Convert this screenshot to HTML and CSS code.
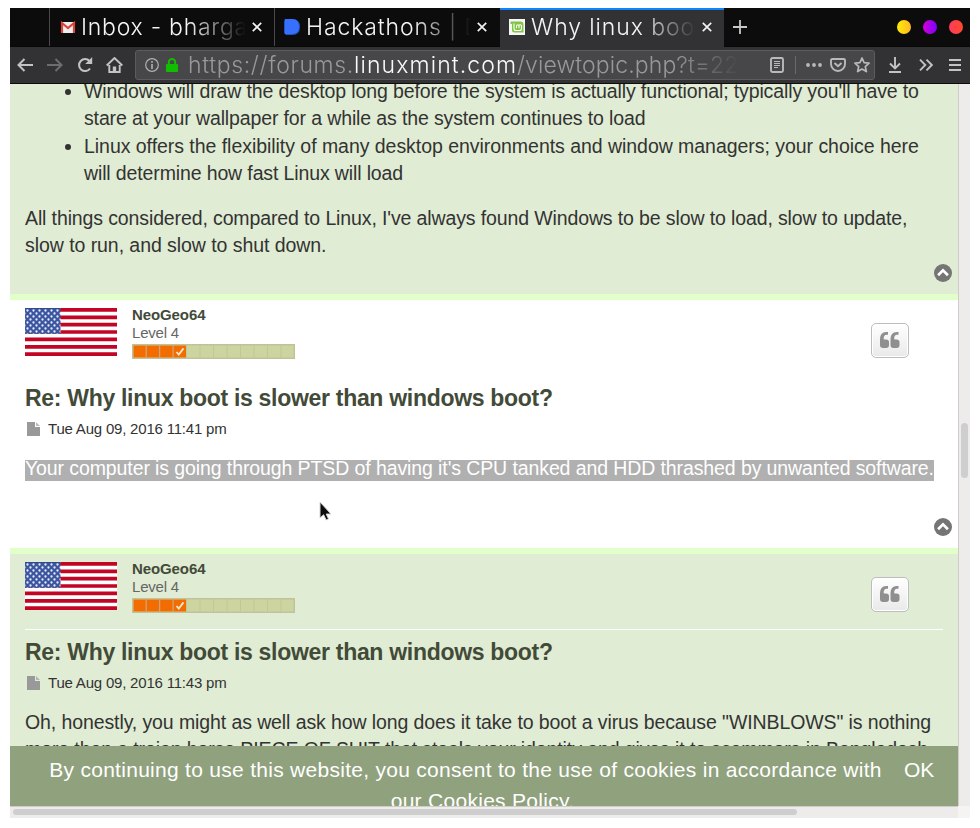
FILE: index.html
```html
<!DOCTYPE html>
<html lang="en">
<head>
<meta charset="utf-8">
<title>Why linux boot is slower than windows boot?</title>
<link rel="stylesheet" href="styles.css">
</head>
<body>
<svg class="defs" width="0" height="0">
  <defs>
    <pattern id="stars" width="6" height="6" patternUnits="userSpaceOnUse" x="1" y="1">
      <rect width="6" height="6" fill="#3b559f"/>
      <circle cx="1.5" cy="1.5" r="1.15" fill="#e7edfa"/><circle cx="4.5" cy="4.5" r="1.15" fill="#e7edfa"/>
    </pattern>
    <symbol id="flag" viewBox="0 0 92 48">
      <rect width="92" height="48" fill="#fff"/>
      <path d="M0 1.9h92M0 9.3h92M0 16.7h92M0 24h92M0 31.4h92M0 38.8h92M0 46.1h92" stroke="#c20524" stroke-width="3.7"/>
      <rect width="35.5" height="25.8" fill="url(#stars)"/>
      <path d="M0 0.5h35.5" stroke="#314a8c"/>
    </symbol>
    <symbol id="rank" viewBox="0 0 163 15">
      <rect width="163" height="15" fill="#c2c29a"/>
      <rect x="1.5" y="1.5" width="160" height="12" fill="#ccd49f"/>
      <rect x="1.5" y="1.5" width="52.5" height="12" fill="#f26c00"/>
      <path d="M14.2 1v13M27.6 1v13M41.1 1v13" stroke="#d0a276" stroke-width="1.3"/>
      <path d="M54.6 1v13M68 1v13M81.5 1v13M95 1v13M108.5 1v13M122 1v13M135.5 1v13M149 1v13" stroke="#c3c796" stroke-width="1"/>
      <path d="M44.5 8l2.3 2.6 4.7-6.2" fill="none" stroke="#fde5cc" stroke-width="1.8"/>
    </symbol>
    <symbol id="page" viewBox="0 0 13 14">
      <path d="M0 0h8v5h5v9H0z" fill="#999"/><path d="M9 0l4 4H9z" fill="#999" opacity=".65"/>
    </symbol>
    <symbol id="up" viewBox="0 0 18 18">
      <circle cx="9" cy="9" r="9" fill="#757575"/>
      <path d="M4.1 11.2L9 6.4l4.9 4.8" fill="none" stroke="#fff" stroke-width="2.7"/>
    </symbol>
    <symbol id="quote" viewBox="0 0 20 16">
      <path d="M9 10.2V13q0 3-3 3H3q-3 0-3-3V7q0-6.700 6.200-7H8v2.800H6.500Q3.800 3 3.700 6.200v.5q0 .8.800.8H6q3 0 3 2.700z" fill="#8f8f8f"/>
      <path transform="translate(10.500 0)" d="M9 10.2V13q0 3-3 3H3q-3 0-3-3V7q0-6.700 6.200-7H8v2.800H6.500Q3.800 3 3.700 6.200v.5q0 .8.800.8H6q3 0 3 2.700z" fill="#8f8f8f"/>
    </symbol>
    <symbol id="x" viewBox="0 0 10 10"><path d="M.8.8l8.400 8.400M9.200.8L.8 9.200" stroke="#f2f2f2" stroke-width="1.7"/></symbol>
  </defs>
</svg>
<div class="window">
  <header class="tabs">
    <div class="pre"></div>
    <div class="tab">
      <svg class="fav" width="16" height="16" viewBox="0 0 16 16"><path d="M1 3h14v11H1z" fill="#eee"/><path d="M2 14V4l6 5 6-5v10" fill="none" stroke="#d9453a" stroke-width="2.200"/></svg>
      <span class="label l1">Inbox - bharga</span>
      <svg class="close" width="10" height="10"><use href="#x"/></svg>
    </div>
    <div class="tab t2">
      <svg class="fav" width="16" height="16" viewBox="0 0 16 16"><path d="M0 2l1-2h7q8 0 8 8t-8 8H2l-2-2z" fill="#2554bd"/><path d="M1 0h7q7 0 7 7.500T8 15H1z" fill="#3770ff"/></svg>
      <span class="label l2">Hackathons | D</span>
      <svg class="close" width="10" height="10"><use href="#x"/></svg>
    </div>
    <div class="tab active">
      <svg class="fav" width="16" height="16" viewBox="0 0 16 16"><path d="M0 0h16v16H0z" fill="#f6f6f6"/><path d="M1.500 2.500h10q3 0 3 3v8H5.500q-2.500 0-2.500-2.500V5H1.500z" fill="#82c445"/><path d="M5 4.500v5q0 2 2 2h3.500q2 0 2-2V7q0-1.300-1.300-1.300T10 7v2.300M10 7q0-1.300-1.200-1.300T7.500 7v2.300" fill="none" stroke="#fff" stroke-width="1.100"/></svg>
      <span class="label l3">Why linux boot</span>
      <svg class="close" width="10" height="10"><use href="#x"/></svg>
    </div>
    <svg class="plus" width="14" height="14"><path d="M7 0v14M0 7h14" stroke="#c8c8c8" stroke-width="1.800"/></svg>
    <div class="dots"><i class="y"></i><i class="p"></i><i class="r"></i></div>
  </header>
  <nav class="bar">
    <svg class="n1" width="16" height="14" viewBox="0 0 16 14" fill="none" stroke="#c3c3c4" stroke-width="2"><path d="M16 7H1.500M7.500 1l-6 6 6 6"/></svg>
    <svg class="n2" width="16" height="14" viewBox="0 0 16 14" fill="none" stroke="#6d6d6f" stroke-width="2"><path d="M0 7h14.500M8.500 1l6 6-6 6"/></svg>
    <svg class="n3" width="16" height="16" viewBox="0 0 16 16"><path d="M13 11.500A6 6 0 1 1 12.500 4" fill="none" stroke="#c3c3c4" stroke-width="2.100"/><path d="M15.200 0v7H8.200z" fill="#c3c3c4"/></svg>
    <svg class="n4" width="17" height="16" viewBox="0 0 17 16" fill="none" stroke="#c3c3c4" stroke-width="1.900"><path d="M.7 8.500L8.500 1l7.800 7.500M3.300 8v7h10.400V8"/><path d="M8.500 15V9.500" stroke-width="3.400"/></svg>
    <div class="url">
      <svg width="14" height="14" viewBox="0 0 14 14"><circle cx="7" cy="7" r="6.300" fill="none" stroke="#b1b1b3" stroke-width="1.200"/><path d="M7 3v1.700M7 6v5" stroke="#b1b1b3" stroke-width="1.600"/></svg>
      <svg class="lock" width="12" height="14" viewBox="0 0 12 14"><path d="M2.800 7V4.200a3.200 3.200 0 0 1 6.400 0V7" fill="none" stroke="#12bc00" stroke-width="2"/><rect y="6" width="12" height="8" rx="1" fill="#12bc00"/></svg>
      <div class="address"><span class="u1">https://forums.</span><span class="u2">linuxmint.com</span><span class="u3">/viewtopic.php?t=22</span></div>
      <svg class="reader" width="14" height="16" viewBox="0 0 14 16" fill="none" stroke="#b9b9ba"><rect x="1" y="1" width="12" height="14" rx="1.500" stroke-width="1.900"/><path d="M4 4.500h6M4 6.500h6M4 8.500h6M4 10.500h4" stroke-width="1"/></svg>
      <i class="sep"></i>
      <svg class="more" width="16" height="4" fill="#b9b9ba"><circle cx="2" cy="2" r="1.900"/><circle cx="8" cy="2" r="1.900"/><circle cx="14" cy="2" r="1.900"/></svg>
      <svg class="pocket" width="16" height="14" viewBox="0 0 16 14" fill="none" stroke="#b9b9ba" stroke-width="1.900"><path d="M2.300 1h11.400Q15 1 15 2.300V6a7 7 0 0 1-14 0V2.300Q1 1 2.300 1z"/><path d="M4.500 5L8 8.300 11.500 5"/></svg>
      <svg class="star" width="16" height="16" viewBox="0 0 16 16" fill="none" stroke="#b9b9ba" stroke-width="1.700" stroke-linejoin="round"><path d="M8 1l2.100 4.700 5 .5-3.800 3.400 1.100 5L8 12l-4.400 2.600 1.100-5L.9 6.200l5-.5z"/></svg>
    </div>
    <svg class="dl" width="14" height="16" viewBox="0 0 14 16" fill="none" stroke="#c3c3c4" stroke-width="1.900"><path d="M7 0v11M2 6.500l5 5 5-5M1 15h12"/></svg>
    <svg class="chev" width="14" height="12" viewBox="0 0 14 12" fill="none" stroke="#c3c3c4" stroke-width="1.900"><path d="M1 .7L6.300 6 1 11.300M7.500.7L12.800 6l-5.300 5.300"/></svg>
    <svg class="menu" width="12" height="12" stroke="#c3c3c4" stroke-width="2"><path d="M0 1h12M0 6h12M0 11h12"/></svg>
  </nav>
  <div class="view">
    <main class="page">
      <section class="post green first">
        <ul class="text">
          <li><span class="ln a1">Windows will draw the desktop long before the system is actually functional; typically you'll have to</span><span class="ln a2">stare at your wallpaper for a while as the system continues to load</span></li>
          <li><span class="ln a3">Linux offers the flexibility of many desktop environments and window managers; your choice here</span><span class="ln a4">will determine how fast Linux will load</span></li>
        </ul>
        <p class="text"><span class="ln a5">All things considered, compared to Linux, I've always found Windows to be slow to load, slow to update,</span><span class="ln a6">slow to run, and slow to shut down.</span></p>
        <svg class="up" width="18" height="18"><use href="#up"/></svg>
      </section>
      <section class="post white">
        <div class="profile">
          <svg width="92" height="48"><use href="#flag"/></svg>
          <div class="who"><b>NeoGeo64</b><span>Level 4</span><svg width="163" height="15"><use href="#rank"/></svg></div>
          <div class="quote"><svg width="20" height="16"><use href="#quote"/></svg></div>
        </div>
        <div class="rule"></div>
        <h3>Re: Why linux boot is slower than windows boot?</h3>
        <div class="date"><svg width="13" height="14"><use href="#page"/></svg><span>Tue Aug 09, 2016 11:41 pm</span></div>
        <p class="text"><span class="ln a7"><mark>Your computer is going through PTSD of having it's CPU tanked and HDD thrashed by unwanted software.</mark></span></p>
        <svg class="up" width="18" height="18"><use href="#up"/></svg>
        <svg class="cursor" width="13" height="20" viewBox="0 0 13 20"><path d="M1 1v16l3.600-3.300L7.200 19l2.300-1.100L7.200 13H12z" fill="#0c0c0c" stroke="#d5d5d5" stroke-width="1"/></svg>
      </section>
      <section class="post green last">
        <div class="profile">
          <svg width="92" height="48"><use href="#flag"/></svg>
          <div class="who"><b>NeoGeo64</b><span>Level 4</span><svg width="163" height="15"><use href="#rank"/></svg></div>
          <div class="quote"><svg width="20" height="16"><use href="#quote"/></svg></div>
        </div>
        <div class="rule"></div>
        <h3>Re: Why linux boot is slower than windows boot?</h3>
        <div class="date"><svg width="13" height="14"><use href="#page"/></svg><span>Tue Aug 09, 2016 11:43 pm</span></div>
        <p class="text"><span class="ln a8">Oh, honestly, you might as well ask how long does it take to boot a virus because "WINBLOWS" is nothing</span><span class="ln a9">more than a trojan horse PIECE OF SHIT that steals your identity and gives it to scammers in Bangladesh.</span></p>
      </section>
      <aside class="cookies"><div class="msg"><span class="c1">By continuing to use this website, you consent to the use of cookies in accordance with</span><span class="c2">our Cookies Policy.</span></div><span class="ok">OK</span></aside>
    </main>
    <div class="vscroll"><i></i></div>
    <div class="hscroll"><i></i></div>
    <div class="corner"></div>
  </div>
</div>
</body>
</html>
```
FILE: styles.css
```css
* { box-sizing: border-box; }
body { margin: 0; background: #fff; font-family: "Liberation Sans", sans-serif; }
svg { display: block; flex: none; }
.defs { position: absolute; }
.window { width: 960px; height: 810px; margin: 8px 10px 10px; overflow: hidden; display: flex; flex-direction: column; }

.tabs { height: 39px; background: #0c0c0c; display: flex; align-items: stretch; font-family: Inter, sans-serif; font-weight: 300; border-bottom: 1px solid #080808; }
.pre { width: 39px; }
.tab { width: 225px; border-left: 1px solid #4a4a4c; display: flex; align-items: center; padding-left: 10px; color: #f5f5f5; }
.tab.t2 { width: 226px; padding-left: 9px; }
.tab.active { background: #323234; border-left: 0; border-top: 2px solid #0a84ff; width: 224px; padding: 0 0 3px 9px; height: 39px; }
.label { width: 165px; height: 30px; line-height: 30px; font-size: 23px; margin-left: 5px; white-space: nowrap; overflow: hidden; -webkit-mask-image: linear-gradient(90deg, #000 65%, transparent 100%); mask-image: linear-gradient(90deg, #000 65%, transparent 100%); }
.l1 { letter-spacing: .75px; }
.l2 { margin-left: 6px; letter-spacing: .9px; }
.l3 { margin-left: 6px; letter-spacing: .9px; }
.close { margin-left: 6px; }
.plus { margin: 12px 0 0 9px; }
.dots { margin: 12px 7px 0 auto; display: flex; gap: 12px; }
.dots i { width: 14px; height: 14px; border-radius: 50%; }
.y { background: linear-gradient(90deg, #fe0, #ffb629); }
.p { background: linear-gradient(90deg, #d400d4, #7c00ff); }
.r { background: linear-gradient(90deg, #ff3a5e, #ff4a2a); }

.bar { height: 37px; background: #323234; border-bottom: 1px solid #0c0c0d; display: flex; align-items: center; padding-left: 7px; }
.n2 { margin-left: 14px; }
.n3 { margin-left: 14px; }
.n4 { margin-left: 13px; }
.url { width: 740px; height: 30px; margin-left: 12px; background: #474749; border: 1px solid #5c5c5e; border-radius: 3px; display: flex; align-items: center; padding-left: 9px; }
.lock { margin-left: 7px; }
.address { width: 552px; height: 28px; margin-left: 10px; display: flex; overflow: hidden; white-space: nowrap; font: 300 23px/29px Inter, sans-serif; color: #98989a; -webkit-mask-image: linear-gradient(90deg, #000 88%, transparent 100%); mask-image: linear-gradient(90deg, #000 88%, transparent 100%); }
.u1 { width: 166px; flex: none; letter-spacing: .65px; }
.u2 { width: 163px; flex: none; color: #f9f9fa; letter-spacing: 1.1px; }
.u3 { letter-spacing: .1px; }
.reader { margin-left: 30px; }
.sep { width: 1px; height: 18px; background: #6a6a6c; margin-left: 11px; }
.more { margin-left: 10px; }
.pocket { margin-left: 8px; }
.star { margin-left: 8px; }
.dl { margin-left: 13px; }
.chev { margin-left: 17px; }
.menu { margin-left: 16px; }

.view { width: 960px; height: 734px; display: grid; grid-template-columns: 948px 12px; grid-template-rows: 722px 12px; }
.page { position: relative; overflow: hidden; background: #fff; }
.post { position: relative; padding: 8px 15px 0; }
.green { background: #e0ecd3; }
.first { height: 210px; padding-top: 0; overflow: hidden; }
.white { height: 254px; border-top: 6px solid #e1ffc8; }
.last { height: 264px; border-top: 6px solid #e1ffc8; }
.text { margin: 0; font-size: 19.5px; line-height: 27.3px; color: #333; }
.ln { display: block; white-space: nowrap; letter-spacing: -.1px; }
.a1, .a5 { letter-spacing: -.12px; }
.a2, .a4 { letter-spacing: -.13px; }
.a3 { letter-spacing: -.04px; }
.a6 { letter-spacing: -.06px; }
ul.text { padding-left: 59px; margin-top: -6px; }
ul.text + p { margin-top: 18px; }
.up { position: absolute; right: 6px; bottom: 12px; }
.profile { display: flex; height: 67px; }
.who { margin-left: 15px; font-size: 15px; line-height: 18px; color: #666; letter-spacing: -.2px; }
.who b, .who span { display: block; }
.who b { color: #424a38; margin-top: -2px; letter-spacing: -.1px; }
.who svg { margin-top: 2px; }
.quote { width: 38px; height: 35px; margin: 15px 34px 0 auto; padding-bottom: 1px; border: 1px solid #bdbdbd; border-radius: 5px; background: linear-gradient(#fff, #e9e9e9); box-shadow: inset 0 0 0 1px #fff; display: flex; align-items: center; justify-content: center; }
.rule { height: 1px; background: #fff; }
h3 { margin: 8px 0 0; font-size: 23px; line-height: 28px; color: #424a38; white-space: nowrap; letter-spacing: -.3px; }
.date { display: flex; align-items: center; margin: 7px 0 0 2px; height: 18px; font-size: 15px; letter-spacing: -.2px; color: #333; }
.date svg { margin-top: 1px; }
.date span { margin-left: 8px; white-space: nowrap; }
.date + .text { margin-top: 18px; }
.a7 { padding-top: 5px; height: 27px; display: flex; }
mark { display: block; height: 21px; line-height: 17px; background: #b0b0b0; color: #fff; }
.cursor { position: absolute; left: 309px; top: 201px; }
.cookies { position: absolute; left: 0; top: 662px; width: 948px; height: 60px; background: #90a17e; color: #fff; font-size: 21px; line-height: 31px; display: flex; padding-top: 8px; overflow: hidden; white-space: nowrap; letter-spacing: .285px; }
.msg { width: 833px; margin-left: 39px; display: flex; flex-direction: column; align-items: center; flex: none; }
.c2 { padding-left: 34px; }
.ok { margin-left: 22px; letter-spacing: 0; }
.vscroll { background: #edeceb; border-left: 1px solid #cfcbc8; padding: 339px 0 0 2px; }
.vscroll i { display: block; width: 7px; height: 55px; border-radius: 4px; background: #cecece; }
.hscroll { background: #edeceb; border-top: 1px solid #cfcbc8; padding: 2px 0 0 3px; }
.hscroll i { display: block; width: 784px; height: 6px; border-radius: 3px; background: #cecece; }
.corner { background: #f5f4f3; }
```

^^^^^^^^^^^^^^^^

§ Given exercise
Scan the data for the word "this" and copy every line where it shows up.

§ The answer
Convert this screenshot to HTML and CSS code.
      <aside class="cookies"><div class="msg"><span class="c1">By continuing to use this website, you consent to the use of cookies in accordance with</span><span class="c2">our Cookies Policy.</span></div><span class="ok">OK</span></aside>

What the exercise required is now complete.